'''

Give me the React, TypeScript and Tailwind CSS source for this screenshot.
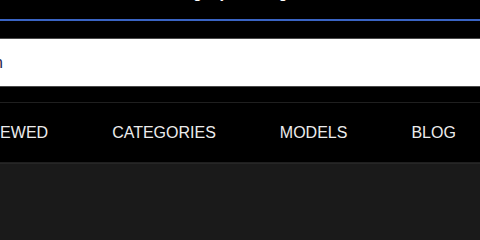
export default function App() {
  return (
    <div className="w-[480px] h-[240px] overflow-hidden bg-black" style={{ fontFamily: '"Liberation Sans", Arial, sans-serif' }}>
      <div className="relative h-[3px] overflow-hidden">
        <div className="flex -mt-[15px] text-[16px] leading-[16px] text-white">
          <span className="ml-[193px]">g</span>
          <span className="ml-[19px]">j</span>
          <span className="ml-[54px]">g</span>
        </div>
      </div>
      <div className="h-[16px]" />
      <div className="h-[2px] bg-[#3a64c4]" />
      <div className="h-[17px]" />
      <div className="h-[49px] border-y border-[#4a4a4a] bg-white flex items-center overflow-hidden">
        <span className="-ml-[6px] text-[16px] text-[#1f1b4d]">n</span>
      </div>
      <div className="h-[15px]" />
      <nav className="h-[61px] border-y border-[#1f1f1f] bg-black flex items-center overflow-hidden pt-[1px]">
        <div className="flex gap-[64px] -ml-[15px] text-[16px] text-[#ececec] whitespace-nowrap">
          <span>VIEWED</span>
          <span>CATEGORIES</span>
          <span>MODELS</span>
          <span>BLOG</span>
        </div>
      </nav>
      <div className="h-full bg-[#1a1a1a] border-t border-[#262626]" />
    </div>
  );
}
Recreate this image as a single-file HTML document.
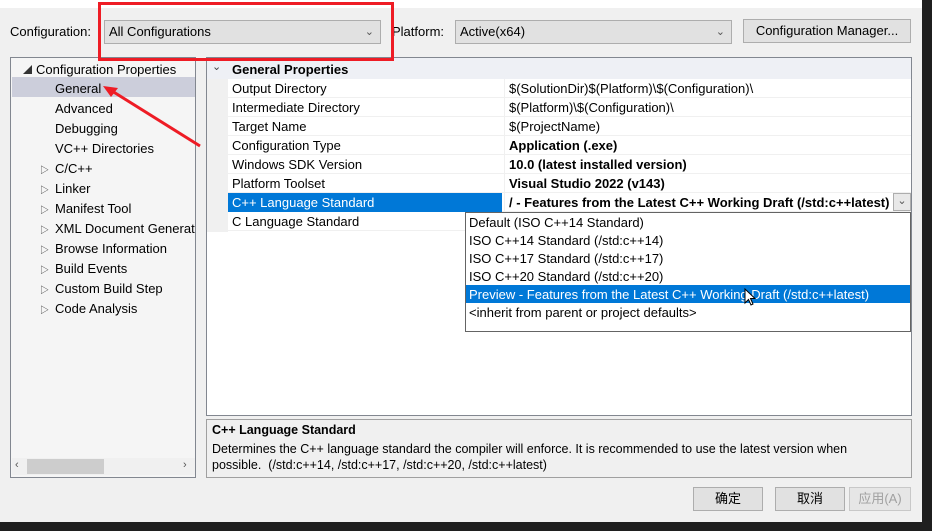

'''

**Job:** Copy the entries exactly. Leave out the images.

**The reply:**
Give me the React, TypeScript and Tailwind CSS source for this screenshot.
export default function App() {
  return (
    <div className="w-[480px] h-[240px] overflow-hidden bg-black" style={{ fontFamily: '"Liberation Sans", Arial, sans-serif' }}>
      <div className="relative h-[3px] overflow-hidden">
        <div className="flex -mt-[15px] text-[16px] leading-[16px] text-white">
          <span className="ml-[193px]">g</span>
          <span className="ml-[19px]">j</span>
          <span className="ml-[54px]">g</span>
        </div>
      </div>
      <div className="h-[16px]" />
      <div className="h-[2px] bg-[#3a64c4]" />
      <div className="h-[17px]" />
      <div className="h-[49px] border-y border-[#4a4a4a] bg-white flex items-center overflow-hidden">
        <span className="-ml-[6px] text-[16px] text-[#1f1b4d]">n</span>
      </div>
      <div className="h-[15px]" />
      <nav className="h-[61px] border-y border-[#1f1f1f] bg-black flex items-center overflow-hidden pt-[1px]">
        <div className="flex gap-[64px] -ml-[15px] text-[16px] text-[#ececec] whitespace-nowrap">
          <span>VIEWED</span>
          <span>CATEGORIES</span>
          <span>MODELS</span>
          <span>BLOG</span>
        </div>
      </nav>
      <div className="h-full bg-[#1a1a1a] border-t border-[#262626]" />
    </div>
  );
}
Recreate this image as a single-file HTML document.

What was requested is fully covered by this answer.